Payments by participants to beneficial owners will be governed by standing
instructions and customary practices, as is the case with notes held for the
account of customers in bearer form or registered in "street name", and will be
the responsibility of the participant and not of the Depositary, the Trustee or
us, subject to any statutory or regulatory requirements as may be in effect from
time to time. Payment of


                                       S-17


principal and interest to the Depositary is the responsibility of us or the
Trustee, disbursement of these payments to direct participants shall be the
responsibility of the Depositary, and disbursement of these payments to the
beneficial owners shall be the responsibility of direct and indirect
participants. Neither we nor the Trustee will have any responsibility or
liability for disbursements of payments in respect of ownership interest in the
notes by the Depositary or the direct or indirect participants or for
maintaining or reviewing any records of the Depositary or the direct or indirect
participants relating to ownership interests in the notes or the disbursement of
payments in respect of the notes.

         The information in this section concerning the Depositary and the
Depositary's system has been obtained from sources that we believe to be
reliable, but is subject to any changes to the arrangements between us and the
Depositary and any changes to these procedures that may be instituted
unilaterally by the Depositary.

CERTIFICATED NOTES

         The Depositary may discontinue providing its services as depository
with respect to the notes at any time by giving reasonable notice to us and the
Trustee. Under these circumstances, and in the event that a successor depository
is not appointed, notes in certificated form are required to be printed and
delivered. We may decide to discontinue use of the system of book-entry
transfers through the Depositary (or a successor depository). In that event,
notes in certificated form will be printed and delivered.
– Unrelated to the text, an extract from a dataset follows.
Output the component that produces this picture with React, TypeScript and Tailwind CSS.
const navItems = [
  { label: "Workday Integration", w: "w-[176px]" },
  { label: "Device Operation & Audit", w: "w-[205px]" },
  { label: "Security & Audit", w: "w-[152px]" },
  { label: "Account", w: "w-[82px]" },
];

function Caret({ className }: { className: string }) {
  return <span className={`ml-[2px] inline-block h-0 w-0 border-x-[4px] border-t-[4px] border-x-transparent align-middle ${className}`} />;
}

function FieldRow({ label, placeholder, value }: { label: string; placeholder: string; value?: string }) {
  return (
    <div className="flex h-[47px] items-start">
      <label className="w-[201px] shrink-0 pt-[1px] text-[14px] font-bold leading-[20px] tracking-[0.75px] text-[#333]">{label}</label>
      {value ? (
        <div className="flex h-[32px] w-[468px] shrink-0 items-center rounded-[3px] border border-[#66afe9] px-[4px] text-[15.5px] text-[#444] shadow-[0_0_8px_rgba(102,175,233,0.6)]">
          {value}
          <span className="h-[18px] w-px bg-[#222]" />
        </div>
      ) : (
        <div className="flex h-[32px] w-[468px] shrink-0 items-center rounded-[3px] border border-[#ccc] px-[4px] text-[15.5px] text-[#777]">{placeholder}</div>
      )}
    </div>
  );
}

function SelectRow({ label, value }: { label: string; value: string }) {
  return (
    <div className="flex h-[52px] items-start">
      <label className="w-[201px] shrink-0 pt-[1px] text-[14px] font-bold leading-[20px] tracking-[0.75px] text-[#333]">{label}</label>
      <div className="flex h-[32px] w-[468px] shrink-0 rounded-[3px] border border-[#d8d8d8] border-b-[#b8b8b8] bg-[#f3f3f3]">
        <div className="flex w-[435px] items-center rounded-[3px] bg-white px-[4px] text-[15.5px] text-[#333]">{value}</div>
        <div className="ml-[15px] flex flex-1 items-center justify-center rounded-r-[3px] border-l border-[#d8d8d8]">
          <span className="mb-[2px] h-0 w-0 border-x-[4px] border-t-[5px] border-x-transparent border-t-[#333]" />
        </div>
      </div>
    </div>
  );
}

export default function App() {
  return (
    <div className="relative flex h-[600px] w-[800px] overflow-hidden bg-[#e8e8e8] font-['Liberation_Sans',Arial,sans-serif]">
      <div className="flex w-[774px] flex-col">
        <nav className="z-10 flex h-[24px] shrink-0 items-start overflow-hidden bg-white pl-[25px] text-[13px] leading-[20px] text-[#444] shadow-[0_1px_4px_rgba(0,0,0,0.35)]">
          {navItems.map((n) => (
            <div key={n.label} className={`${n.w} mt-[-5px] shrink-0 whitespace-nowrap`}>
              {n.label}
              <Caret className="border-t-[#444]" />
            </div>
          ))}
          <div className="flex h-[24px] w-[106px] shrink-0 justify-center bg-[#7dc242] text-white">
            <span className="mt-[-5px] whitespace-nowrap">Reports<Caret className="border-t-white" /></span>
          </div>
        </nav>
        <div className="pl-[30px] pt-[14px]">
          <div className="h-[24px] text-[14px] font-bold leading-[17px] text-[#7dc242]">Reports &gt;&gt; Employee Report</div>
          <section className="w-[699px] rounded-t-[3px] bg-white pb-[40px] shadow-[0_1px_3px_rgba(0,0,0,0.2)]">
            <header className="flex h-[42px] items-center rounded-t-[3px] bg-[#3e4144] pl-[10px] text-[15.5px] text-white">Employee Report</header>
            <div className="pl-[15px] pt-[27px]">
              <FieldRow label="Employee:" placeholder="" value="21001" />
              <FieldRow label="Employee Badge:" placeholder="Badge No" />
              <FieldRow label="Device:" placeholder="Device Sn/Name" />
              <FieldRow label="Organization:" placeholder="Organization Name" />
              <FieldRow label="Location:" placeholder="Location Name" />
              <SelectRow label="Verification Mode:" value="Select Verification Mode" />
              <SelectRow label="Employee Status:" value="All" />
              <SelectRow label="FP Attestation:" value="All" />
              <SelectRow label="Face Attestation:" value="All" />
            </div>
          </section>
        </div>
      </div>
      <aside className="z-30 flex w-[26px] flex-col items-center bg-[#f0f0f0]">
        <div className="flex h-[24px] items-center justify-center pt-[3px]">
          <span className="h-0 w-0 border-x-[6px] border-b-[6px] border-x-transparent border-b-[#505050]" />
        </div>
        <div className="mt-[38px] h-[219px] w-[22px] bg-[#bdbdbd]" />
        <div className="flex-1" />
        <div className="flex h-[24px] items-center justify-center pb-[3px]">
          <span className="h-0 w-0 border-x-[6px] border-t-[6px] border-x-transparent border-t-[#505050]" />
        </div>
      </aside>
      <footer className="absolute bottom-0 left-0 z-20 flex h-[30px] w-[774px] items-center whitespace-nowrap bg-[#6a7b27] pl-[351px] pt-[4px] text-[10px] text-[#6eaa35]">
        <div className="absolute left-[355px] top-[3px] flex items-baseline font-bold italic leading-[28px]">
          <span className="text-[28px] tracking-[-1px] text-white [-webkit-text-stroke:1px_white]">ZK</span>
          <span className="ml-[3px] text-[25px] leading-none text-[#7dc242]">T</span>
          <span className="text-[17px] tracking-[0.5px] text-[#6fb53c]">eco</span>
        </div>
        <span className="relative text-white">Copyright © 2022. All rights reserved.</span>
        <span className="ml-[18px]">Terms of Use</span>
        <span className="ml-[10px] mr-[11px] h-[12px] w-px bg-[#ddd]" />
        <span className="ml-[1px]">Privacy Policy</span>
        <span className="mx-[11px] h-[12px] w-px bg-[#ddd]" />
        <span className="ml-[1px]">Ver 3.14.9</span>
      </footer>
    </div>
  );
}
If at any time the
Depositary ceases to be a clearing agency registered under the Exchange Act and
a successor depository is not appointed by us within 90 days or if there shall
have occurred and be continuing an Event of Default under the Indenture with
respect to the notes and the Trustee has received a request from a beneficial
holder of outstanding notes to issue notes in certificated form to such holder,
we will issue individual notes in certificated form in exchange for the global
notes.


                                       S-18


                         CERTAIN INCOME TAX CONSEQUENCES

         THE FOLLOWING SUMMARY IS OF A GENERAL NATURE ONLY AND IS NOT INTENDED
TO BE, AND SHOULD NOT BE CONSTRUED TO BE, LEGAL OR TAX ADVICE TO ANY PROSPECTIVE
INVESTOR AND NO REPRESENTATION WITH RESPECT TO THE TAX CONSEQUENCES TO ANY
PARTICULAR INVESTOR IS MADE. ACCORDINGLY, PROSPECTIVE INVESTORS SHOULD CONSULT
WITH THEIR OWN TAX ADVISORS FOR ADVICE WITH RESPECT TO THE INCOME TAX
CONSEQUENCES TO THEM OF PURCHASING, HOLDING OR DISPOSING OF THE NOTES HAVING
REGARD TO THEIR OWN PARTICULAR CIRCUMSTANCES, INCLUDING ANY CONSEQUENCES OF AN
INVESTMENT IN THE NOTES ARISING UNDER STATE, PROVINCIAL OR LOCAL TAX LAWS IN THE
UNITED STATES OR CANADA OR TAX LAWS OF JURISDICTIONS OUTSIDE THE UNITED STATES
OR CANADA.

CERTAIN CANADIAN FEDERAL INCOME TAX CONSIDERATIONS

         The following summary describes the principal Canadian federal income
tax considerations generally applicable to you as a consequence of acquiring,
holding and disposing of notes; provided that you, at all relevant times, for
the purposes of the INCOME TAX ACT (Canada) (the "Tax Act") deal with us and the
Guarantor at arm's length, are not, and are not deemed to be, a resident of
Canada, do not use or hold and are not deemed by the provisions of the Tax Act
to use or hold the notes in the course of carrying on a business in Canada and,
where you carry on an insurance business in Canada and elsewhere, you establish
that the notes are neither "designated insurance property" (as defined in the
Tax Act and the regulations thereunder (the "Regulations")) nor effectively
connected with the insurance business you carry on in Canada.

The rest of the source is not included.